<<<<
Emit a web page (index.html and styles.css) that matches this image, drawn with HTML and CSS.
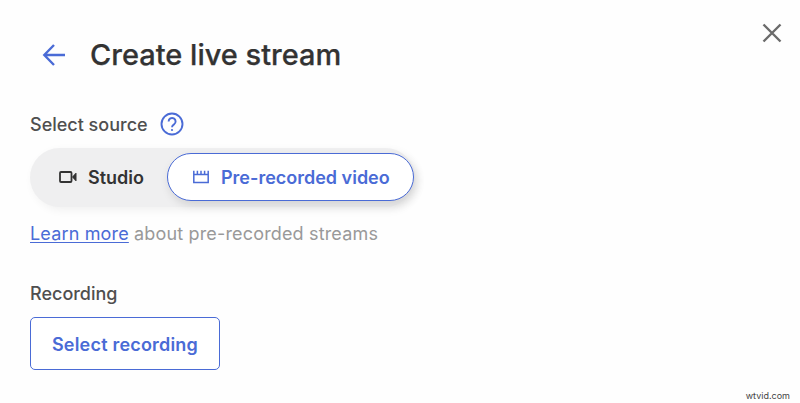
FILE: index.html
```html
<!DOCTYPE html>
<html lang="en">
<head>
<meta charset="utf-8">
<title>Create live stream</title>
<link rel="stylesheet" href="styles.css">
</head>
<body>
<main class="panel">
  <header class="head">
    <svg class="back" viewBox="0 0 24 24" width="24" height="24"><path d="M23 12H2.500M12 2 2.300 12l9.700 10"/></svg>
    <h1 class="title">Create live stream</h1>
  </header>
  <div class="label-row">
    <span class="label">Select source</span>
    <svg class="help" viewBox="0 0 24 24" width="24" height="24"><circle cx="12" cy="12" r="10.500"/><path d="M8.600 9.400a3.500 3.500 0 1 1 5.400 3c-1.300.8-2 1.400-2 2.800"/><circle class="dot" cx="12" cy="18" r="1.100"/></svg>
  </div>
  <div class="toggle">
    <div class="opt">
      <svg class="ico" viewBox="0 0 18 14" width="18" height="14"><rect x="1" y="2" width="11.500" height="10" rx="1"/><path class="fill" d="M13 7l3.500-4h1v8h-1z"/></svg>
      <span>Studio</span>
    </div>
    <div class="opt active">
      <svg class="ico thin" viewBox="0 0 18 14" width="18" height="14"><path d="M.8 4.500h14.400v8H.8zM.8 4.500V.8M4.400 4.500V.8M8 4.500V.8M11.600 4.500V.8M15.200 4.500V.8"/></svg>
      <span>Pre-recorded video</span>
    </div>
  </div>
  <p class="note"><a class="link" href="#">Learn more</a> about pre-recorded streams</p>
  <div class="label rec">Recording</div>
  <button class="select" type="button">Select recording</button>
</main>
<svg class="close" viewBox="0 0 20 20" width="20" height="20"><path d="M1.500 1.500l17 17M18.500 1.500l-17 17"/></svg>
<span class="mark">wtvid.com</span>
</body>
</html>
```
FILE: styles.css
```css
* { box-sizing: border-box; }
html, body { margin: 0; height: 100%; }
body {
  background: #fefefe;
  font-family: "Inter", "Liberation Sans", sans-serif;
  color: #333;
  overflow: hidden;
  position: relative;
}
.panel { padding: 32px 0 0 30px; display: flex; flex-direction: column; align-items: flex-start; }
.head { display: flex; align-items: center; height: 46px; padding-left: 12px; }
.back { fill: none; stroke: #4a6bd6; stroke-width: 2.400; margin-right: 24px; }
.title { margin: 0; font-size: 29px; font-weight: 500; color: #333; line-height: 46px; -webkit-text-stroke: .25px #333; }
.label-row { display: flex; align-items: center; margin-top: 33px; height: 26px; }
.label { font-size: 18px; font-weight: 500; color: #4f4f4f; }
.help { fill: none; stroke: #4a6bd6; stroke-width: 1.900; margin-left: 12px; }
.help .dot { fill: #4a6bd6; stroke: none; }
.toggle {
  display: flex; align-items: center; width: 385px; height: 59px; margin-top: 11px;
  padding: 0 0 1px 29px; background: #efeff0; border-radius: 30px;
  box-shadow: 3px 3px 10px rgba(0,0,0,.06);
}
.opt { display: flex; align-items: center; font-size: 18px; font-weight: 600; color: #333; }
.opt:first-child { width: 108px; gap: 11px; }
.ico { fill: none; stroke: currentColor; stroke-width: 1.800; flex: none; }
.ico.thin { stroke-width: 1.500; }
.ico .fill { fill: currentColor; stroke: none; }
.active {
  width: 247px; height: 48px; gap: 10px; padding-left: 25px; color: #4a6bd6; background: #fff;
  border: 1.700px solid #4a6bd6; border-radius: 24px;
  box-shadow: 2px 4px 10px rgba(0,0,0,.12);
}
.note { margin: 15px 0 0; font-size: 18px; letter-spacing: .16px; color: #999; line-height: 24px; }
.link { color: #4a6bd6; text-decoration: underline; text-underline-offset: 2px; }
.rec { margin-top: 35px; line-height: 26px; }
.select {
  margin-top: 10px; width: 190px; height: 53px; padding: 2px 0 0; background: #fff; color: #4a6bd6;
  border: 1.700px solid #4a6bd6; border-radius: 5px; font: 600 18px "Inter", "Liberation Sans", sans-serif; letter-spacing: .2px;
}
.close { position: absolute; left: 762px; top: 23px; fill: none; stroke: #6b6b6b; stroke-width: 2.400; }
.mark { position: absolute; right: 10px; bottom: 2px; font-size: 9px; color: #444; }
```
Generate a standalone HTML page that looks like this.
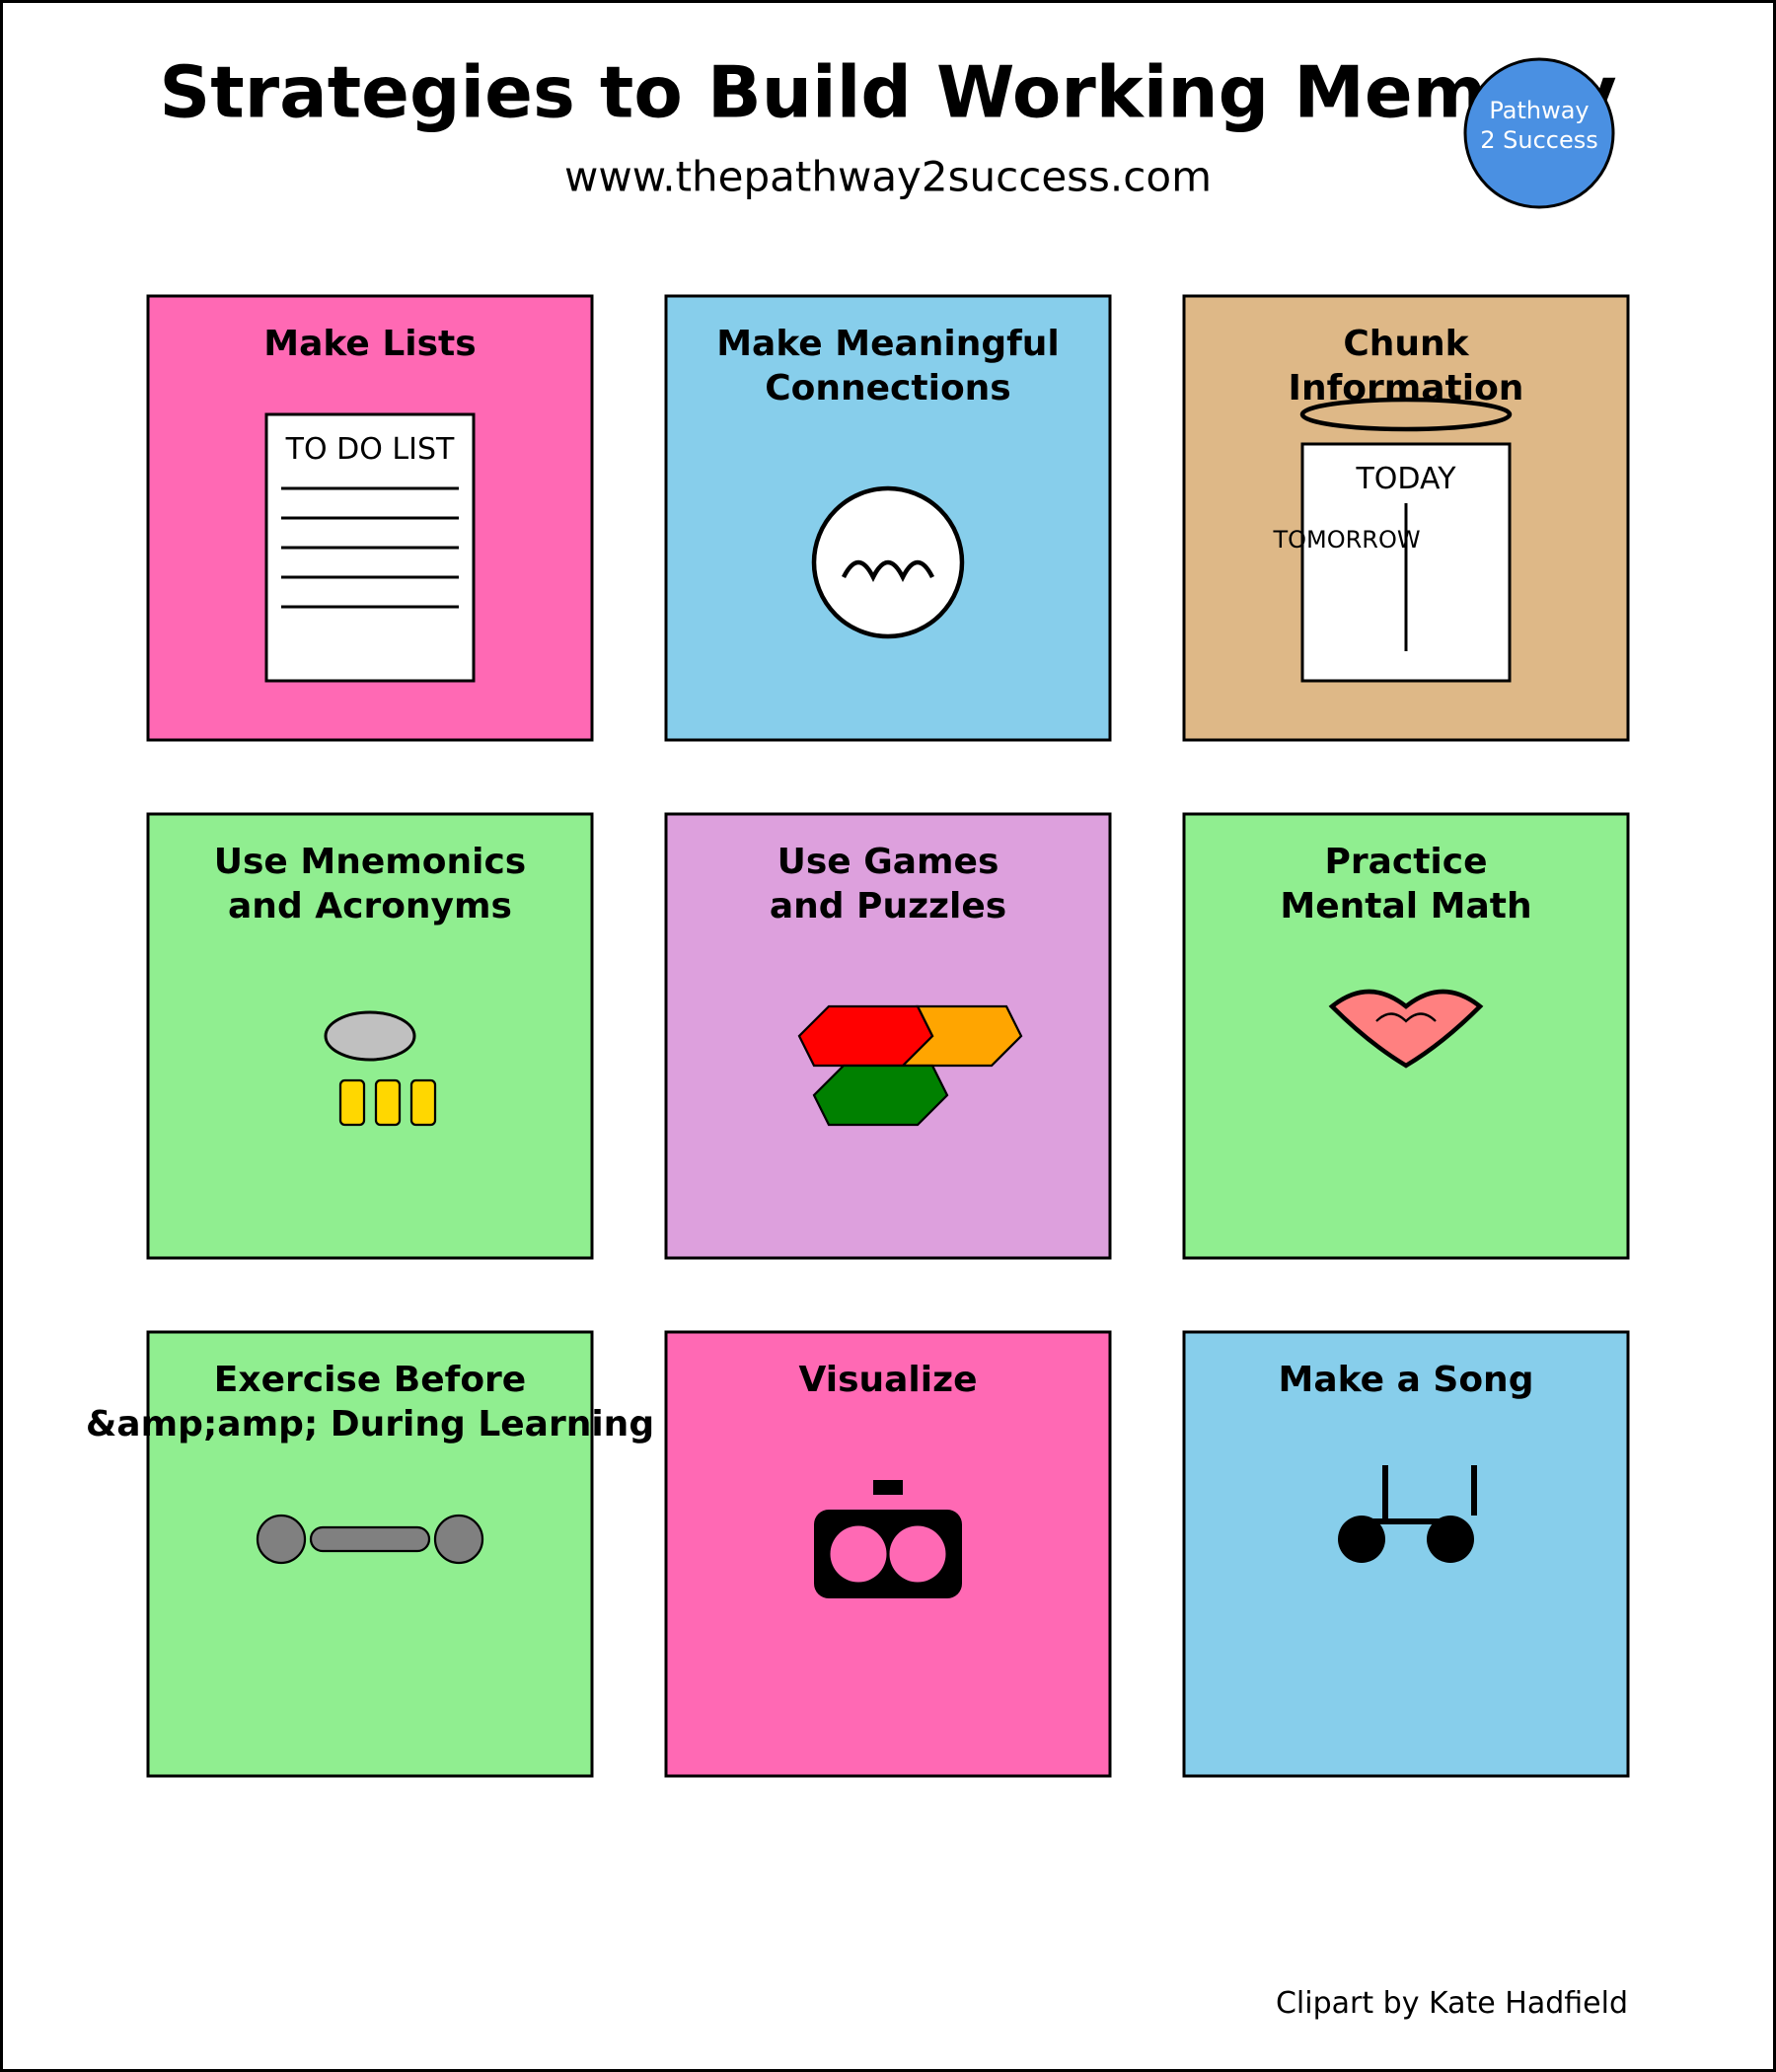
>>>>
● **Exercise prompt**: Pictures excluded, quote all the data above exactly.

● **Completed task**:
Emit a web page (index.html and styles.css) that matches this image, drawn with HTML and CSS.
FILE: index.html
```html
<!DOCTYPE html>
<html lang="en">
<head>
<meta charset="utf-8">
<title>Create live stream</title>
<link rel="stylesheet" href="styles.css">
</head>
<body>
<main class="panel">
  <header class="head">
    <svg class="back" viewBox="0 0 24 24" width="24" height="24"><path d="M23 12H2.500M12 2 2.300 12l9.700 10"/></svg>
    <h1 class="title">Create live stream</h1>
  </header>
  <div class="label-row">
    <span class="label">Select source</span>
    <svg class="help" viewBox="0 0 24 24" width="24" height="24"><circle cx="12" cy="12" r="10.500"/><path d="M8.600 9.400a3.500 3.500 0 1 1 5.400 3c-1.300.8-2 1.400-2 2.800"/><circle class="dot" cx="12" cy="18" r="1.100"/></svg>
  </div>
  <div class="toggle">
    <div class="opt">
      <svg class="ico" viewBox="0 0 18 14" width="18" height="14"><rect x="1" y="2" width="11.500" height="10" rx="1"/><path class="fill" d="M13 7l3.500-4h1v8h-1z"/></svg>
      <span>Studio</span>
    </div>
    <div class="opt active">
      <svg class="ico thin" viewBox="0 0 18 14" width="18" height="14"><path d="M.8 4.500h14.400v8H.8zM.8 4.500V.8M4.400 4.500V.8M8 4.500V.8M11.600 4.500V.8M15.200 4.500V.8"/></svg>
      <span>Pre-recorded video</span>
    </div>
  </div>
  <p class="note"><a class="link" href="#">Learn more</a> about pre-recorded streams</p>
  <div class="label rec">Recording</div>
  <button class="select" type="button">Select recording</button>
</main>
<svg class="close" viewBox="0 0 20 20" width="20" height="20"><path d="M1.500 1.500l17 17M18.500 1.500l-17 17"/></svg>
<span class="mark">wtvid.com</span>
</body>
</html>
```
FILE: styles.css
```css
* { box-sizing: border-box; }
html, body { margin: 0; height: 100%; }
body {
  background: #fefefe;
  font-family: "Inter", "Liberation Sans", sans-serif;
  color: #333;
  overflow: hidden;
  position: relative;
}
.panel { padding: 32px 0 0 30px; display: flex; flex-direction: column; align-items: flex-start; }
.head { display: flex; align-items: center; height: 46px; padding-left: 12px; }
.back { fill: none; stroke: #4a6bd6; stroke-width: 2.400; margin-right: 24px; }
.title { margin: 0; font-size: 29px; font-weight: 500; color: #333; line-height: 46px; -webkit-text-stroke: .25px #333; }
.label-row { display: flex; align-items: center; margin-top: 33px; height: 26px; }
.label { font-size: 18px; font-weight: 500; color: #4f4f4f; }
.help { fill: none; stroke: #4a6bd6; stroke-width: 1.900; margin-left: 12px; }
.help .dot { fill: #4a6bd6; stroke: none; }
.toggle {
  display: flex; align-items: center; width: 385px; height: 59px; margin-top: 11px;
  padding: 0 0 1px 29px; background: #efeff0; border-radius: 30px;
  box-shadow: 3px 3px 10px rgba(0,0,0,.06);
}
.opt { display: flex; align-items: center; font-size: 18px; font-weight: 600; color: #333; }
.opt:first-child { width: 108px; gap: 11px; }
.ico { fill: none; stroke: currentColor; stroke-width: 1.800; flex: none; }
.ico.thin { stroke-width: 1.500; }
.ico .fill { fill: currentColor; stroke: none; }
.active {
  width: 247px; height: 48px; gap: 10px; padding-left: 25px; color: #4a6bd6; background: #fff;
  border: 1.700px solid #4a6bd6; border-radius: 24px;
  box-shadow: 2px 4px 10px rgba(0,0,0,.12);
}
.note { margin: 15px 0 0; font-size: 18px; letter-spacing: .16px; color: #999; line-height: 24px; }
.link { color: #4a6bd6; text-decoration: underline; text-underline-offset: 2px; }
.rec { margin-top: 35px; line-height: 26px; }
.select {
  margin-top: 10px; width: 190px; height: 53px; padding: 2px 0 0; background: #fff; color: #4a6bd6;
  border: 1.700px solid #4a6bd6; border-radius: 5px; font: 600 18px "Inter", "Liberation Sans", sans-serif; letter-spacing: .2px;
}
.close { position: absolute; left: 762px; top: 23px; fill: none; stroke: #6b6b6b; stroke-width: 2.400; }
.mark { position: absolute; right: 10px; bottom: 2px; font-size: 9px; color: #444; }
```
Generate a standalone HTML page that looks like this.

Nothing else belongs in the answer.